▶ **EXERCISE**
Look for the string "styles" in the lines and copy each line that has it.

━━━━━━━━━━

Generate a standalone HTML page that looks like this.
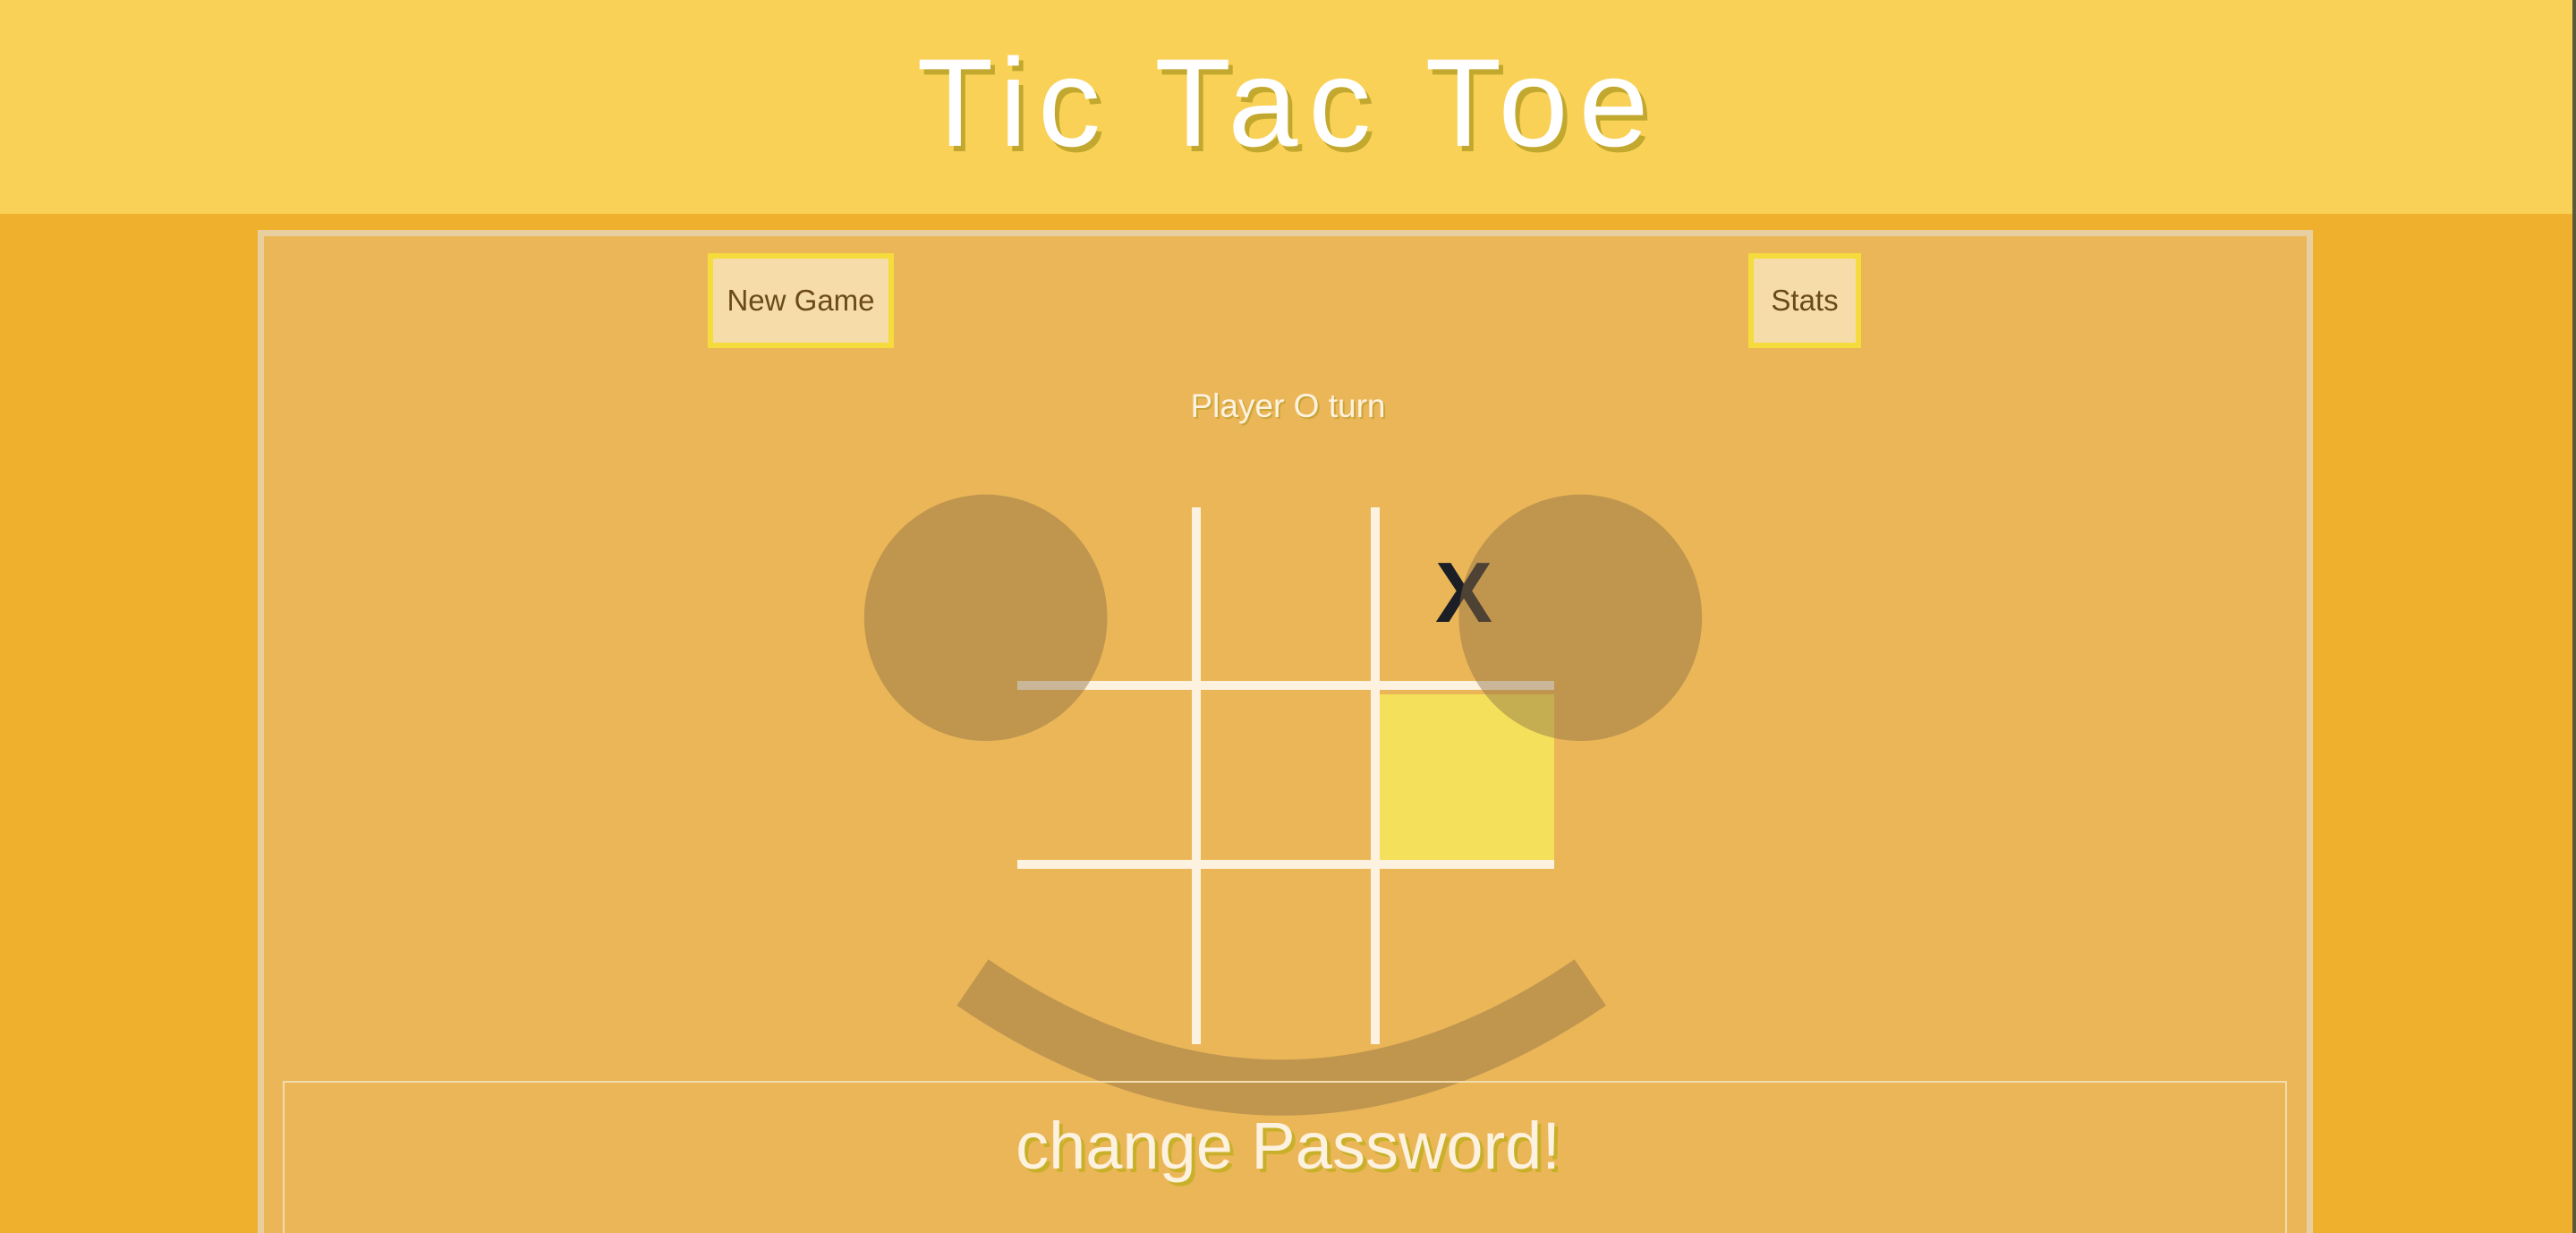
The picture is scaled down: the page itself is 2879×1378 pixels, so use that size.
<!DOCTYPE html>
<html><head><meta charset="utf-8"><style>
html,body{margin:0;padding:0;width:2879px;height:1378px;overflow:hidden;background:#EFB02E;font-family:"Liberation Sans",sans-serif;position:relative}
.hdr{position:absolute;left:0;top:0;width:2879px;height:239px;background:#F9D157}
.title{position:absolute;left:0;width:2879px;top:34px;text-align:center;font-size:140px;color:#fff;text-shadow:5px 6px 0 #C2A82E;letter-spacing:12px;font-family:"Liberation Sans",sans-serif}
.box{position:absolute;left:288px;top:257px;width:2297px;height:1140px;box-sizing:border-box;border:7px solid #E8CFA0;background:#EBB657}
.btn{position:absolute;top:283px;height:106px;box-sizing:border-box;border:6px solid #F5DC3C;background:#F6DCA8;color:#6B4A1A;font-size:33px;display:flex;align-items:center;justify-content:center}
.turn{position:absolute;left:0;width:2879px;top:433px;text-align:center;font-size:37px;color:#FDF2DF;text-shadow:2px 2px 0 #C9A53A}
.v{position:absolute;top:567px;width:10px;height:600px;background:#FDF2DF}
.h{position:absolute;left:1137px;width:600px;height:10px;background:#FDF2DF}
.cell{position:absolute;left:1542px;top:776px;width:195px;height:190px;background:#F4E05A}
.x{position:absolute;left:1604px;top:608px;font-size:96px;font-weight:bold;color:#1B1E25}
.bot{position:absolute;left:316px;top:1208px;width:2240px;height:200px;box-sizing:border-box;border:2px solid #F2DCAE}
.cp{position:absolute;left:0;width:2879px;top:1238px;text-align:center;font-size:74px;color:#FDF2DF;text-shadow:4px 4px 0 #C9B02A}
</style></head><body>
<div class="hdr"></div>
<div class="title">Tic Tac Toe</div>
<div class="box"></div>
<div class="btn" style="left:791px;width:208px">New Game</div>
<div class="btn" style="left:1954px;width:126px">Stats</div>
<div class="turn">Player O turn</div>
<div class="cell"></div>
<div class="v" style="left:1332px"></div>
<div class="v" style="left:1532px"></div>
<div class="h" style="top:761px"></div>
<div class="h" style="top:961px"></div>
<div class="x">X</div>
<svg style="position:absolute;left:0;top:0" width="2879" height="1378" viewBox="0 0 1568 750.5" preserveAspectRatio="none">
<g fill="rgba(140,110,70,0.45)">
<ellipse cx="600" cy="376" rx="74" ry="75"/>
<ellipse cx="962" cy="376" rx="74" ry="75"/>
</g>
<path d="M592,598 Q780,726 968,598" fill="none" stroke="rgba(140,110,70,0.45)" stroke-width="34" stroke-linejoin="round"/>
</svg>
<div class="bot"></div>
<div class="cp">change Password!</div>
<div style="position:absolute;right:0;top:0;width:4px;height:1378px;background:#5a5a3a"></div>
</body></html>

━━━━━━━━━━

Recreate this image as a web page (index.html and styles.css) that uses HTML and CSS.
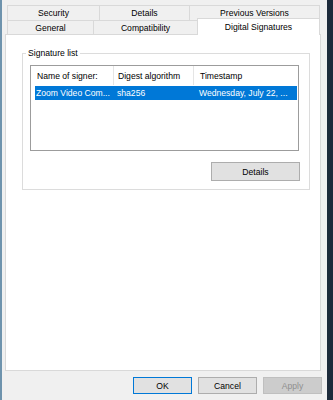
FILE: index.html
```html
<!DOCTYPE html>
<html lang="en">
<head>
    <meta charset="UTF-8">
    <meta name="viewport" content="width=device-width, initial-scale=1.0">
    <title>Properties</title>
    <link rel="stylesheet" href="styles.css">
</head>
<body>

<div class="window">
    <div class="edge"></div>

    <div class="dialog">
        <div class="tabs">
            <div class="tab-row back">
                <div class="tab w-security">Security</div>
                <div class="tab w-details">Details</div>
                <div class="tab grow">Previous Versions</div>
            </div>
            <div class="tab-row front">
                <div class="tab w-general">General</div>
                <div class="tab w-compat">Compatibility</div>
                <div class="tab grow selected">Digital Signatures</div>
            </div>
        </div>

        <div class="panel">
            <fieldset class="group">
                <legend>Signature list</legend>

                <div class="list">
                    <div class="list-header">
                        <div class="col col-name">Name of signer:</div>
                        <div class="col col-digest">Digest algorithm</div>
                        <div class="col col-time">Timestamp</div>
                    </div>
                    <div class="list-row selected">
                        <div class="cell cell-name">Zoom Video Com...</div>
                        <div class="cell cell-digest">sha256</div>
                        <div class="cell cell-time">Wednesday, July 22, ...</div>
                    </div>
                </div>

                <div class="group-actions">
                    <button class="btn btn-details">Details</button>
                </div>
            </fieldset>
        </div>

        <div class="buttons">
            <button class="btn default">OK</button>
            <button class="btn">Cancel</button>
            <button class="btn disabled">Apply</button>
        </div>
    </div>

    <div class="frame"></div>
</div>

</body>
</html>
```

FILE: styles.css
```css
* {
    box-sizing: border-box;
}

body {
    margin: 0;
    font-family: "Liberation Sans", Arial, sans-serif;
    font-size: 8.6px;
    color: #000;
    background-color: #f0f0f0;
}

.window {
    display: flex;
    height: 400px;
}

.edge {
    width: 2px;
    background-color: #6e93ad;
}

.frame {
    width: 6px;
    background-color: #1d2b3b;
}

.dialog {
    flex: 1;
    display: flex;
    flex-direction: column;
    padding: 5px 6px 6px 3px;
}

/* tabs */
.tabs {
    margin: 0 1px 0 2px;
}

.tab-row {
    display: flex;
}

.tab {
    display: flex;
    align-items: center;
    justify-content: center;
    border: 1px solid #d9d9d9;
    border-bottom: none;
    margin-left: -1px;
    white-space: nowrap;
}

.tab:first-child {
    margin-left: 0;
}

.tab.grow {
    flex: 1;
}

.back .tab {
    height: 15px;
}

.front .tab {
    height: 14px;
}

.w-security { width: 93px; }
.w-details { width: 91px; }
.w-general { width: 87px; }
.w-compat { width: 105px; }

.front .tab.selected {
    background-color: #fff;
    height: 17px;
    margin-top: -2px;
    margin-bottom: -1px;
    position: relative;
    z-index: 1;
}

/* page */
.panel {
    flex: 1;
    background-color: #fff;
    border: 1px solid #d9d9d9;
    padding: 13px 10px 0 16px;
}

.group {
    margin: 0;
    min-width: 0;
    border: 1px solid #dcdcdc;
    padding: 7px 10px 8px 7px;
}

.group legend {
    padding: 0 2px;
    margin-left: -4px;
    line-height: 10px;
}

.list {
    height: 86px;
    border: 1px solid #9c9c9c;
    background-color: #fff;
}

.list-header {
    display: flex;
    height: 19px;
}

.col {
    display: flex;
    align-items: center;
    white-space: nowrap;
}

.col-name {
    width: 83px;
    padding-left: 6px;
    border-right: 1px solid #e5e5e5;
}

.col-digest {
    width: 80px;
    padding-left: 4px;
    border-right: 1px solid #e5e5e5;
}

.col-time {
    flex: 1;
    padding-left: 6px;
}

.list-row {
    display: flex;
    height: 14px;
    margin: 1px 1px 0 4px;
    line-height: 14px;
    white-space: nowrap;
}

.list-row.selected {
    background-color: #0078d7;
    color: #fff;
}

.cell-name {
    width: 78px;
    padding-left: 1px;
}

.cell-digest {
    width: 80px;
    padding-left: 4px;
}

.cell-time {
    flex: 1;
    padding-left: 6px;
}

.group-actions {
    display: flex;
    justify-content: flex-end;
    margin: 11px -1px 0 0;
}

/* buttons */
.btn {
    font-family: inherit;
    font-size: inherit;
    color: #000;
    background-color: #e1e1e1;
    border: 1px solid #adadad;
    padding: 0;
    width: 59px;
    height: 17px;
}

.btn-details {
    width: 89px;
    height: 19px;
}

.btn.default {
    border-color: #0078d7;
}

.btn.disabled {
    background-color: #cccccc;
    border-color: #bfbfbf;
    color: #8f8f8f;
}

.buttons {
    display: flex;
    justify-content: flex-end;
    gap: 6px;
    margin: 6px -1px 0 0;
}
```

━━━━━━━━━━

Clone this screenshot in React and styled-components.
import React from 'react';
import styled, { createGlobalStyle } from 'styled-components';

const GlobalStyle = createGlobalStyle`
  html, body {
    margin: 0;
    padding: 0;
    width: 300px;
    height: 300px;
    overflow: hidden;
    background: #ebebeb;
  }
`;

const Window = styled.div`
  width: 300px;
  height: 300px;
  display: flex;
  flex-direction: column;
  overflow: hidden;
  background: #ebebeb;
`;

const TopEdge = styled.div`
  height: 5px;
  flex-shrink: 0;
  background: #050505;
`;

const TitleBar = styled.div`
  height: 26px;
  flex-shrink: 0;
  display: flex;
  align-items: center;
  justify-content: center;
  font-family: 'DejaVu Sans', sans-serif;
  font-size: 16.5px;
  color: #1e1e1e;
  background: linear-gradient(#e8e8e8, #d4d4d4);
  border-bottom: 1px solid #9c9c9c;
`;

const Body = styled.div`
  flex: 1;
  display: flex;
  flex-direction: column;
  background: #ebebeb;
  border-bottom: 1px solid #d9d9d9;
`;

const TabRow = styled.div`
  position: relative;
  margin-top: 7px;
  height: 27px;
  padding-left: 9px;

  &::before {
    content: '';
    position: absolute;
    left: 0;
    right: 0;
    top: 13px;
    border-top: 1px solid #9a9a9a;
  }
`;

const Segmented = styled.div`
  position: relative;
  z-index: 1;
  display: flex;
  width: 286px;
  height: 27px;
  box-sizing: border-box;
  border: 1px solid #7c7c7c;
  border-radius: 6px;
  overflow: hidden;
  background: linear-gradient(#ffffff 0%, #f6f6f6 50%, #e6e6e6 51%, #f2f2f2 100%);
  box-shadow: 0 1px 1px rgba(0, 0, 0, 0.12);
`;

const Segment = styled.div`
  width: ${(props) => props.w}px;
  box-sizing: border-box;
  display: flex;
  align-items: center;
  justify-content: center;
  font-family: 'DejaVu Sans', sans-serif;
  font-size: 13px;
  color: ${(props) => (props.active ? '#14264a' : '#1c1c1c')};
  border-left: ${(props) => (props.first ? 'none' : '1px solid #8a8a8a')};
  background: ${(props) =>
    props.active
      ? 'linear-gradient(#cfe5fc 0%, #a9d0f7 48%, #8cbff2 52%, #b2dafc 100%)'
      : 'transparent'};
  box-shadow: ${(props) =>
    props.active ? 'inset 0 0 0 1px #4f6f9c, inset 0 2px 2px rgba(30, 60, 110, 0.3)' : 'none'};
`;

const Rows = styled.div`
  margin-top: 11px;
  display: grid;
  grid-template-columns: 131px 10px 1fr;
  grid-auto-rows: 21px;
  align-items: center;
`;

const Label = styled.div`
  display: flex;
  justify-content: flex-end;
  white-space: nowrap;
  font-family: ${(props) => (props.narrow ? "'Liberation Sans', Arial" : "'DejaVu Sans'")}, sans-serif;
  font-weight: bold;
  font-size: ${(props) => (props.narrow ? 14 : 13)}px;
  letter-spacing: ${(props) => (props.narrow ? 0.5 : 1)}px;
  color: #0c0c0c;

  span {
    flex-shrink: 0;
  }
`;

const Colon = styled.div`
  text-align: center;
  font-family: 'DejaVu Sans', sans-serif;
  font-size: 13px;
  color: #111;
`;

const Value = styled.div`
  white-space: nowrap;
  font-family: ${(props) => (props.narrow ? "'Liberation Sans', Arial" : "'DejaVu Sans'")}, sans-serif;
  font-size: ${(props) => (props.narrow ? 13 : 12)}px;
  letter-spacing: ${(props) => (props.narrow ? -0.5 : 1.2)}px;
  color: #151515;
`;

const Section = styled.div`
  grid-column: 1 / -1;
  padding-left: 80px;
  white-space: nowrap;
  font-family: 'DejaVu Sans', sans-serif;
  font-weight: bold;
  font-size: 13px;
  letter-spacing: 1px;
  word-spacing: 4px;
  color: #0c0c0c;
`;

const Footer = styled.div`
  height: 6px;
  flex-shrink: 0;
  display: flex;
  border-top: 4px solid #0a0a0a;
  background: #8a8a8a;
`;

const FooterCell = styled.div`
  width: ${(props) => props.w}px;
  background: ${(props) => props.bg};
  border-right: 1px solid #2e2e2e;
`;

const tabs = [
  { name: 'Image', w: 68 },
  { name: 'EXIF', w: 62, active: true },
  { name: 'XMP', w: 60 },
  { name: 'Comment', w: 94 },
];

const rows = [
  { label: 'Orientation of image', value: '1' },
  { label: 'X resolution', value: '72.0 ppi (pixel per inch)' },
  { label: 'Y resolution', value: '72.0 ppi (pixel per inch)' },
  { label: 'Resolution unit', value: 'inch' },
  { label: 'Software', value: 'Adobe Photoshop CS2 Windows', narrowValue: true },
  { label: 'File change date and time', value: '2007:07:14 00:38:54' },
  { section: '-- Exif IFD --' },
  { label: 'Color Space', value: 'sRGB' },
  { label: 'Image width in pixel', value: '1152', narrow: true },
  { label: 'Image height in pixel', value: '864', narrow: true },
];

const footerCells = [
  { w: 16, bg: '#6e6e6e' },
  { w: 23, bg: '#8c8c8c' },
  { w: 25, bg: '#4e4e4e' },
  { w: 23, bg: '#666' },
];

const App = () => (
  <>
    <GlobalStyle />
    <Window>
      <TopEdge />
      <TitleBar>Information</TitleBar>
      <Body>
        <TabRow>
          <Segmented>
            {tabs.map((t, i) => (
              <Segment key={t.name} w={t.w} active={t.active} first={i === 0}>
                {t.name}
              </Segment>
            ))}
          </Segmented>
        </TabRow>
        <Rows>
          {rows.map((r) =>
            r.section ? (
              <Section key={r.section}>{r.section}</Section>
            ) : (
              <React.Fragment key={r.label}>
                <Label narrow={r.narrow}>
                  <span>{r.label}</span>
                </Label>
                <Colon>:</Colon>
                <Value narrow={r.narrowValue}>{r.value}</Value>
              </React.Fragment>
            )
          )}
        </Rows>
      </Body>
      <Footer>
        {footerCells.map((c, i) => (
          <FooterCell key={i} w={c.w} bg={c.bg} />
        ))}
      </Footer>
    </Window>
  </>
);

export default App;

━━━━━━━━━━

▶ **SOLVED EXERCISE**
Recreate this image as a web page (index.html and styles.css) that uses HTML and CSS.
    <link rel="stylesheet" href="styles.css">
FILE: styles.css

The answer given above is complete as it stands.